* EXERCISE
Take the lines of the data below from the very first through the line containing "import React from" and output them exactly, pictures excluded.

---------- GIVEN MATERIAL ----------

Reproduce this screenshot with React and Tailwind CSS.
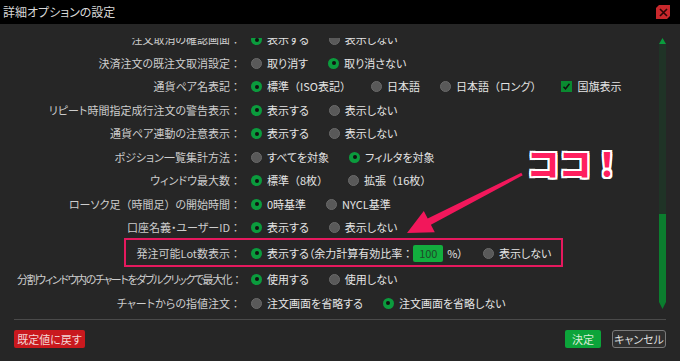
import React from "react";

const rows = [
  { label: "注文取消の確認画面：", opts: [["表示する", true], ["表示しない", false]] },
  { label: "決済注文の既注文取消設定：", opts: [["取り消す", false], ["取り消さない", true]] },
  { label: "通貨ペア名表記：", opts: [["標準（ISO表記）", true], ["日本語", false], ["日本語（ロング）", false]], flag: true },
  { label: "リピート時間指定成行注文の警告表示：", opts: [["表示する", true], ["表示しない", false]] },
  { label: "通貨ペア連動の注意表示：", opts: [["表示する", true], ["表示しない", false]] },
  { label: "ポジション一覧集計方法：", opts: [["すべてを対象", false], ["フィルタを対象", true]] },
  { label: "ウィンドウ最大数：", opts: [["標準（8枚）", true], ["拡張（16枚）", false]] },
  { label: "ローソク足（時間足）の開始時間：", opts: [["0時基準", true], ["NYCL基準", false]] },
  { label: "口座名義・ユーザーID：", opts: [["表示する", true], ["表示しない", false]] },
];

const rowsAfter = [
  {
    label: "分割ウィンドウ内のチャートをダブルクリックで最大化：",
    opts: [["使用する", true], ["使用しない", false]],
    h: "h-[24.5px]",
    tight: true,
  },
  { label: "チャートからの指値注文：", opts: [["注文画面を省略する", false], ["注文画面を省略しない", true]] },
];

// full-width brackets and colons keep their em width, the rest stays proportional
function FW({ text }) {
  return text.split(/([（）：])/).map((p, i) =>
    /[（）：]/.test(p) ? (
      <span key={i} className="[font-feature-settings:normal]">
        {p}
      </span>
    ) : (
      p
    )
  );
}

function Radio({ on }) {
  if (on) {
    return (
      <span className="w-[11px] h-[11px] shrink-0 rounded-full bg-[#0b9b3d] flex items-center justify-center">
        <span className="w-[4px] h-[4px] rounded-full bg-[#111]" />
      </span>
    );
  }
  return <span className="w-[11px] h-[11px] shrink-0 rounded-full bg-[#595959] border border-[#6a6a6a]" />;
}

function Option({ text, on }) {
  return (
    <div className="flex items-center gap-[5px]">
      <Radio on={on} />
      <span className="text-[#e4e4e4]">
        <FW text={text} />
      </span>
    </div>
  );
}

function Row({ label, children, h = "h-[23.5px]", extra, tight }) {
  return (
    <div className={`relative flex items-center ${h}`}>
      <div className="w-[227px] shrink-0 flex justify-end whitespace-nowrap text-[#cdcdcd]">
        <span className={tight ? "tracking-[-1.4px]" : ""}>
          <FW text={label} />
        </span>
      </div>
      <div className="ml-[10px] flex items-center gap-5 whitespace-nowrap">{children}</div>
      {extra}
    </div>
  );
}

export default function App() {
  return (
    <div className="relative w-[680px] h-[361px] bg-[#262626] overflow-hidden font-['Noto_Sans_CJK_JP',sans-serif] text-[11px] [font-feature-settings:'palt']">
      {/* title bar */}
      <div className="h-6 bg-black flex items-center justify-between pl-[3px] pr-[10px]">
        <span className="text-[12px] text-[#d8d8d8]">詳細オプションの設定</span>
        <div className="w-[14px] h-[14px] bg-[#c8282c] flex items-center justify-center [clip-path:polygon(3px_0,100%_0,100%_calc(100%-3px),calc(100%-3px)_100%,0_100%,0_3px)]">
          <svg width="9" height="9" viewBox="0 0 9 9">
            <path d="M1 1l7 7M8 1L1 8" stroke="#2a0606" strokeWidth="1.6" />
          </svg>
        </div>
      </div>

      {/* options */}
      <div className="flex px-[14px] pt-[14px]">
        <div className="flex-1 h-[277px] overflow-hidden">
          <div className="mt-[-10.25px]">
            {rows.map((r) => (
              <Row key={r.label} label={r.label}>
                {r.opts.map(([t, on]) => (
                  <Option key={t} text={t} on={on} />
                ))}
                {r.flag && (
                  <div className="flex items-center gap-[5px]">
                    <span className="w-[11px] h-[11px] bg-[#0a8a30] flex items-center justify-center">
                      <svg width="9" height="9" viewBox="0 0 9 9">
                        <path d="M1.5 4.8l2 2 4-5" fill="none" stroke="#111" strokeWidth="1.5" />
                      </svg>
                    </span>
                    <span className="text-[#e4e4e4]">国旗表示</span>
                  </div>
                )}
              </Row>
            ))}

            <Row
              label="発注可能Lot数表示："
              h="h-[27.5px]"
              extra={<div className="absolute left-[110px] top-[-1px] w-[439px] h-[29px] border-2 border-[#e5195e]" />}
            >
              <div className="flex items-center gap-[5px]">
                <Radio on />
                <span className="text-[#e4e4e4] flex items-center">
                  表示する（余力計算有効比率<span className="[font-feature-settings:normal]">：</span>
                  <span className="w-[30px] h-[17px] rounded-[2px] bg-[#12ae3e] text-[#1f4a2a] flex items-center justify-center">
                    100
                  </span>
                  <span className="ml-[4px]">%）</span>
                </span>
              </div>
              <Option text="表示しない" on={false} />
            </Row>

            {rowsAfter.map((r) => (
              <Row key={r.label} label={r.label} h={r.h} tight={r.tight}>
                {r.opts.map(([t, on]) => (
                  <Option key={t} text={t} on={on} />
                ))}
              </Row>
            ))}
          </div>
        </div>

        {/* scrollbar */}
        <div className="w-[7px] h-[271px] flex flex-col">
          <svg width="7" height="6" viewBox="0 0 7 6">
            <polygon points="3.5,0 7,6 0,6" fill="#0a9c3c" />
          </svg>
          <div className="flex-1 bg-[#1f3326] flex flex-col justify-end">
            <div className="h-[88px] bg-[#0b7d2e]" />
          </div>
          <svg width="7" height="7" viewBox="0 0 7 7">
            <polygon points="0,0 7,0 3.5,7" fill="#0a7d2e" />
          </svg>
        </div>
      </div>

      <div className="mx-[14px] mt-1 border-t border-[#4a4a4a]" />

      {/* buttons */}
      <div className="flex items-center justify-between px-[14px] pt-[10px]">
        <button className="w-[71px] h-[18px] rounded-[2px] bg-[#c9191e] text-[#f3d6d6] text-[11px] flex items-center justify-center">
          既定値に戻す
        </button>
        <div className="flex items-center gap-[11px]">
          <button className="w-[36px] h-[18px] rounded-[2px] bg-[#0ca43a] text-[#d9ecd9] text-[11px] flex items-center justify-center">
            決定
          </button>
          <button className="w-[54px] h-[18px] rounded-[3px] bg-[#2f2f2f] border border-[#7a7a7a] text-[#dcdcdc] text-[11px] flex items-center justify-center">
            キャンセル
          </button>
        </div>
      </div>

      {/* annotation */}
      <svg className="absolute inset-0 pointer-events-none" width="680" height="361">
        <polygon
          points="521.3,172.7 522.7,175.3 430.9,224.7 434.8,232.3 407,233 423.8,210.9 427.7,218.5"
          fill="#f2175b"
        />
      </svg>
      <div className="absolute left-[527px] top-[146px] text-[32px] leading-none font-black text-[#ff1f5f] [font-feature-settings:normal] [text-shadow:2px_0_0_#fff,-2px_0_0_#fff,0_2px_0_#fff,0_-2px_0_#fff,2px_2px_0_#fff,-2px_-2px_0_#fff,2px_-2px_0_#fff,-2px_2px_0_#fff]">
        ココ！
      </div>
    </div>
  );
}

----------

* RESPONSE TO THIS EXERCISE
Reproduce this screenshot with React and Tailwind CSS.
import React from "react";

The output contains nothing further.